By Neetal Parekh | Last updated on

In the excitement of driving a new business off the lot, many entrepreneurs gloss over the different business organization types available.  This is especially true for individuals looking to start a small business or home-based venture who turn to sole proprietorship as a way to get started quickly and avoid the expense of incorporation, legal fees, and other filing considerations.

And for many sole proprietorships, the combination of insurance coverage, keeping overhead costs low, and generating consistent revenue is enough to survive and even flourish.  However, when the economic forecast delivers storms, small businesses may find making ends meet to be an insurmountable challenge.  And many sole proprietors do not realize that, when it comes to bankruptcy for small business, their personal assets can be seized.

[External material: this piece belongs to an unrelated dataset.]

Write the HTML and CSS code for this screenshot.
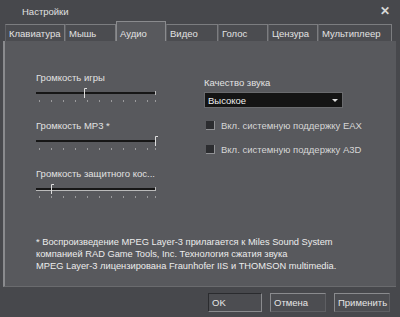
FILE: index.html
```html
<!DOCTYPE html>
<html lang="ru">
<head>
    <meta charset="UTF-8">
    <title>Настройки</title>
    <link rel="stylesheet" href="styles.css">
</head>
<body>
    <div class="window">
        <div class="titlebar">
            <span class="title">Настройки</span>
            <span class="close">&#x2715;</span>
        </div>

        <div class="tabs">
            <div class="tab" style="width: 60px">Клавиатура</div>
            <div class="tab" style="width: 51px">Мышь</div>
            <div class="tab active" style="width: 50px">Аудио</div>
            <div class="tab" style="width: 52px">Видео</div>
            <div class="tab" style="width: 50px">Голос</div>
            <div class="tab" style="width: 50px">Цензура</div>
            <div class="tab" style="width: 74px">Мультиплеер</div>
        </div>

        <div class="panel">
            <div class="columns">
                <div class="sliders">
                    <div class="slider">
                        <div class="label">Громкость игры</div>
                        <svg width="124" height="18" viewBox="0 0 124 18">
                            <rect x="0" y="4" width="119" height="2" fill="#161616"/>
                            <line x1="119.5" y1="3" x2="119.5" y2="7" stroke="#bbb"/>
                            <g stroke="#9a9a9c">
                                <line x1="3.5" y1="12" x2="3.5" y2="14"/><line x1="15.5" y1="12" x2="15.5" y2="14"/>
                                <line x1="27.5" y1="12" x2="27.5" y2="14"/><line x1="39.5" y1="12" x2="39.5" y2="14"/>
                                <line x1="51.5" y1="12" x2="51.5" y2="14"/><line x1="63.5" y1="12" x2="63.5" y2="14"/>
                                <line x1="75.5" y1="12" x2="75.5" y2="14"/><line x1="87.5" y1="12" x2="87.5" y2="14"/>
                                <line x1="99.5" y1="12" x2="99.5" y2="14"/><line x1="111.5" y1="12" x2="111.5" y2="14"/>
                                <line x1="119.5" y1="12" x2="119.5" y2="14"/>
                            </g>
                            <path d="M48.5 10 V0.5 H51" stroke="#ddd" fill="none"/>
                        </svg>
                    </div>
                    <div class="slider">
                        <div class="label">Громкость MP3 *</div>
                        <svg width="124" height="18" viewBox="0 0 124 18">
                            <rect x="0" y="4" width="119" height="2" fill="#161616"/>
                            <g stroke="#9a9a9c">
                                <line x1="3.5" y1="12" x2="3.5" y2="14"/><line x1="15.5" y1="12" x2="15.5" y2="14"/>
                                <line x1="27.5" y1="12" x2="27.5" y2="14"/><line x1="39.5" y1="12" x2="39.5" y2="14"/>
                                <line x1="51.5" y1="12" x2="51.5" y2="14"/><line x1="63.5" y1="12" x2="63.5" y2="14"/>
                                <line x1="75.5" y1="12" x2="75.5" y2="14"/><line x1="87.5" y1="12" x2="87.5" y2="14"/>
                                <line x1="99.5" y1="12" x2="99.5" y2="14"/><line x1="111.5" y1="12" x2="111.5" y2="14"/>
                                <line x1="119.5" y1="12" x2="119.5" y2="14"/>
                            </g>
                            <path d="M119.5 10 V0.5 H122" stroke="#ddd" fill="none"/>
                        </svg>
                    </div>
                    <div class="slider">
                        <div class="label">Громкость защитного кос...</div>
                        <svg width="124" height="18" viewBox="0 0 124 18">
                            <rect x="0" y="4" width="119" height="2" fill="#161616"/>
                            <line x1="0" y1="6.5" x2="120" y2="6.5" stroke="#bbb"/>
                            <line x1="119.5" y1="3" x2="119.5" y2="7" stroke="#bbb"/>
                            <g stroke="#9a9a9c">
                                <line x1="3.5" y1="12" x2="3.5" y2="14"/><line x1="15.5" y1="12" x2="15.5" y2="14"/>
                                <line x1="27.5" y1="12" x2="27.5" y2="14"/><line x1="39.5" y1="12" x2="39.5" y2="14"/>
                                <line x1="51.5" y1="12" x2="51.5" y2="14"/><line x1="63.5" y1="12" x2="63.5" y2="14"/>
                                <line x1="75.5" y1="12" x2="75.5" y2="14"/><line x1="87.5" y1="12" x2="87.5" y2="14"/>
                                <line x1="99.5" y1="12" x2="99.5" y2="14"/><line x1="111.5" y1="12" x2="111.5" y2="14"/>
                                <line x1="119.5" y1="12" x2="119.5" y2="14"/>
                            </g>
                            <path d="M15.5 10 V0.5 H18" stroke="#ddd" fill="none"/>
                        </svg>
                    </div>
                </div>

                <div class="options">
                    <div class="label">Качество звука</div>
                    <div class="select">
                        <span>Высокое</span>
                        <span class="arrow"></span>
                    </div>
                    <div class="check"><span class="box"></span>Вкл. системную поддержку EAX</div>
                    <div class="check"><span class="box"></span>Вкл. системную поддержку A3D</div>
                </div>
            </div>

            <p class="note">
                * Воспроизведение MPEG Layer-3 прилагается к Miles Sound System<br>
                компанией RAD Game Tools, Inc. Технология сжатия звука<br>
                MPEG Layer-3 лицензирована Fraunhofer IIS и THOMSON multimedia.
            </p>
        </div>

        <div class="buttons">
            <button class="btn ok">OK</button>
            <button class="btn">Отмена</button>
            <button class="btn">Применить</button>
        </div>
    </div>
</body>
</html>
```

FILE: styles.css
```css
body {
    margin: 0;
    background-color: #3c3d41;
    font-family: "Liberation Sans", Arial, sans-serif;
    font-size: 9.5px;
    color: #e6e6e6;
}
.window {
    width: 400px;
    height: 317px;
    display: flex;
    flex-direction: column;
    background-color: #47484c;
    box-sizing: border-box;
}
.titlebar {
    height: 22px;
    display: flex;
    align-items: center;
    justify-content: space-between;
    padding: 0 10px 0 22px;
}
.title {
    font-size: 9.5px;
    color: #e0e0e0;
}
.close {
    font-size: 12px;
    font-weight: bold;
    color: #d8d8d8;
}
.tabs {
    display: flex;
    align-items: flex-end;
    height: 19px;
    padding-left: 5px;
}
.tab {
    height: 17px;
    box-sizing: border-box;
    border: 1px solid #7c7d80;
    border-bottom: none;
    border-left-color: #606165;
    background-color: #4b4c50;
    padding: 3px 0 0 3px;
    font-size: 9.5px;
    color: #e2e2e2;
    white-space: nowrap;
    overflow: hidden;
}
.tab.active {
    height: 20px;
    padding-top: 6px;
    background-color: #58595d;
    border-color: #8a8b8e;
}
.panel {
    flex: 1;
    margin: 0 4px 0 3px;
    background-color: #58595d;
    border-left: 2px solid #8a8b8e;
    border-bottom: 1px solid #6a6b6e;
    box-sizing: border-box;
    padding: 31px 0 0 31px;
    display: flex;
    flex-direction: column;
}
.columns {
    display: grid;
    grid-template-columns: 168px 1fr;
}
.sliders {
    display: flex;
    flex-direction: column;
    gap: 14px;
}
.slider .label {
    margin-bottom: 5px;
}
.slider svg {
    display: block;
}
.label {
    font-size: 9.5px;
    color: #e2e2e2;
}
.options {
    padding-top: 5px;
}
.options .label {
    margin-bottom: 4px;
}
.select {
    width: 139px;
    height: 16px;
    box-sizing: border-box;
    background-color: #141414;
    border: 1px solid #6a6b6e;
    display: flex;
    align-items: center;
    justify-content: space-between;
    padding: 0 4px 0 3px;
    color: #eee;
}
.arrow {
    width: 0;
    height: 0;
    border-left: 3px solid transparent;
    border-right: 3px solid transparent;
    border-top: 3px solid #ddd;
}
.check {
    display: flex;
    align-items: center;
    gap: 6px;
    margin-top: 12px;
    padding-left: 2px;
    color: #d6d6d6;
}
.check + .check {
    margin-top: 13px;
}
.box {
    width: 8px;
    height: 8px;
    background-color: #2c2d30;
    border-right: 1px solid #909194;
    border-bottom: 1px solid #909194;
}
.note {
    margin: auto 0 14px;
    font-size: 9.3px;
    line-height: 12px;
    color: #ececec;
}
.buttons {
    height: 30px;
    display: flex;
    justify-content: flex-end;
    align-items: center;
    gap: 8px;
    padding-right: 10px;
}
.btn {
    width: 56px;
    height: 19px;
    background-color: #4c4d51;
    border: 1px solid #8a8b8e;
    border-right-color: #5e5f63;
    border-bottom-color: #5e5f63;
    color: #e6e6e6;
    font-family: "Liberation Sans", Arial, sans-serif;
    font-size: 9.5px;
    text-align: left;
    padding: 0 3px;
}
.btn.ok {
    width: 54px;
    border-color: #2a2b2e;
    border-right-color: #8a8b8e;
    border-bottom-color: #8a8b8e;
}
```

Here are some important facts about sole proprietorship and sole proprietorship bankruptcy that you should know:

  • a sole proprietorship, unlike a limited liability company (LLC), is not a separate entity from its owner
  • sole proprietors must file business income or losses as part of their personal income tax returns
  • sole proprietors must contribute to Social Security and Medicare
  • a sole proprietor is personally liable for all business-related debt or court judgments, including in the case of sole proprietorship bankruptcy
  • creditors can go after a sole proprietor's home, car, personal bank accounts, and other assets to recover unpaid debt
  • insurance cover can shield a sole proprietor from certain personal liability, but generally cannot protect a sole proprietor from creditors' claims
  • a sole proprietorship exists so long as the owner is alive.  It is up to the owner to make estate planning provisions if he/she wants the business to continue on after death

Overall, a sole proprietorship is a quick way to get a venture running, which could be key in raising capital.  However, as your small business becomes more financially viable, it is key to consider incorporation to protect yourself from being held personally liable for the business and to create infrastructure that will enable future growth for your venture.